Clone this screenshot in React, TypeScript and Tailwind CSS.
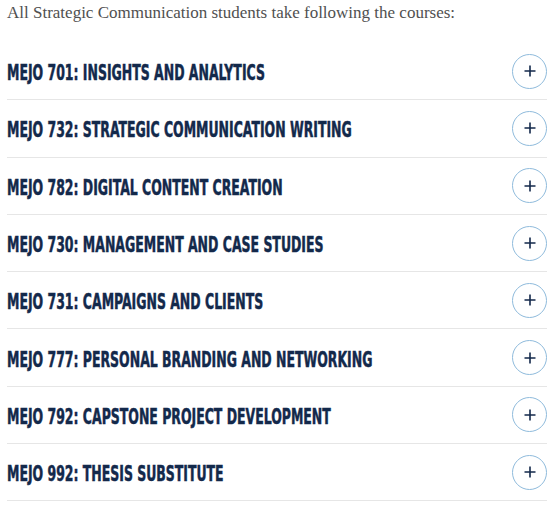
import React from 'react';

const courses = [
  'MEJO 701: INSIGHTS AND ANALYTICS',
  'MEJO 732: STRATEGIC COMMUNICATION WRITING',
  'MEJO 782: DIGITAL CONTENT CREATION',
  'MEJO 730: MANAGEMENT AND CASE STUDIES',
  'MEJO 731: CAMPAIGNS AND CLIENTS',
  'MEJO 777: PERSONAL BRANDING AND NETWORKING',
  'MEJO 792: CAPSTONE PROJECT DEVELOPMENT',
  'MEJO 992: THESIS SUBSTITUTE',
];

const PlusIcon = () => (
  <svg width="12" height="12" viewBox="0 0 12 12" fill="none">
    <path d="M6 0.5v11M0.5 6h11" stroke="#13294b" strokeWidth="1.6" />
  </svg>
);

export default function App() {
  return (
    <div className="bg-white w-[554px] h-[505px] overflow-hidden pl-[7px] pr-[7px]">
      {/* intro line */}
      <p className="text-[17px] leading-[26px] text-[#505050] font-['Liberation_Serif',serif]">
        All Strategic Communication students take following the courses:
      </p>

      {/* course accordion */}
      <ul className="mt-[17px]">
        {courses.map((title) => (
          <li
            key={title}
            className="flex items-center h-[57.3px] border-b border-[#e6e6e6]"
          >
            <div className="flex-1 min-w-0 pt-[5px]">
              <span className="inline-block whitespace-nowrap origin-left scale-x-[0.66] text-[21px] leading-[24px] font-bold text-[#13294b] [-webkit-text-stroke:0.5px_#13294b] font-['DejaVu_Sans_Condensed',sans-serif]">
                {title}
              </span>
            </div>
            <button className="shrink-0 w-[35px] h-[35px] rounded-full border border-[#8fbbdc] flex items-center justify-center">
              <PlusIcon />
            </button>
          </li>
        ))}
      </ul>
    </div>
  );
}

Your instructions
Give an exact copy of the material, leaving out every picture.

Answer to this problem
Clone this screenshot in React, TypeScript and Tailwind CSS.
import React from 'react';

const courses = [
  'MEJO 701: INSIGHTS AND ANALYTICS',
  'MEJO 732: STRATEGIC COMMUNICATION WRITING',
  'MEJO 782: DIGITAL CONTENT CREATION',
  'MEJO 730: MANAGEMENT AND CASE STUDIES',
  'MEJO 731: CAMPAIGNS AND CLIENTS',
  'MEJO 777: PERSONAL BRANDING AND NETWORKING',
  'MEJO 792: CAPSTONE PROJECT DEVELOPMENT',
  'MEJO 992: THESIS SUBSTITUTE',
];

const PlusIcon = () => (
  <svg width="12" height="12" viewBox="0 0 12 12" fill="none">
    <path d="M6 0.5v11M0.5 6h11" stroke="#13294b" strokeWidth="1.6" />
  </svg>
);

export default function App() {
  return (
    <div className="bg-white w-[554px] h-[505px] overflow-hidden pl-[7px] pr-[7px]">
      {/* intro line */}
      <p className="text-[17px] leading-[26px] text-[#505050] font-['Liberation_Serif',serif]">
        All Strategic Communication students take following the courses:
      </p>

      {/* course accordion */}
      <ul className="mt-[17px]">
        {courses.map((title) => (
          <li
            key={title}
            className="flex items-center h-[57.3px] border-b border-[#e6e6e6]"
          >
            <div className="flex-1 min-w-0 pt-[5px]">
              <span className="inline-block whitespace-nowrap origin-left scale-x-[0.66] text-[21px] leading-[24px] font-bold text-[#13294b] [-webkit-text-stroke:0.5px_#13294b] font-['DejaVu_Sans_Condensed',sans-serif]">
                {title}
              </span>
            </div>
            <button className="shrink-0 w-[35px] h-[35px] rounded-full border border-[#8fbbdc] flex items-center justify-center">
              <PlusIcon />
            </button>
          </li>
        ))}
      </ul>
    </div>
  );
}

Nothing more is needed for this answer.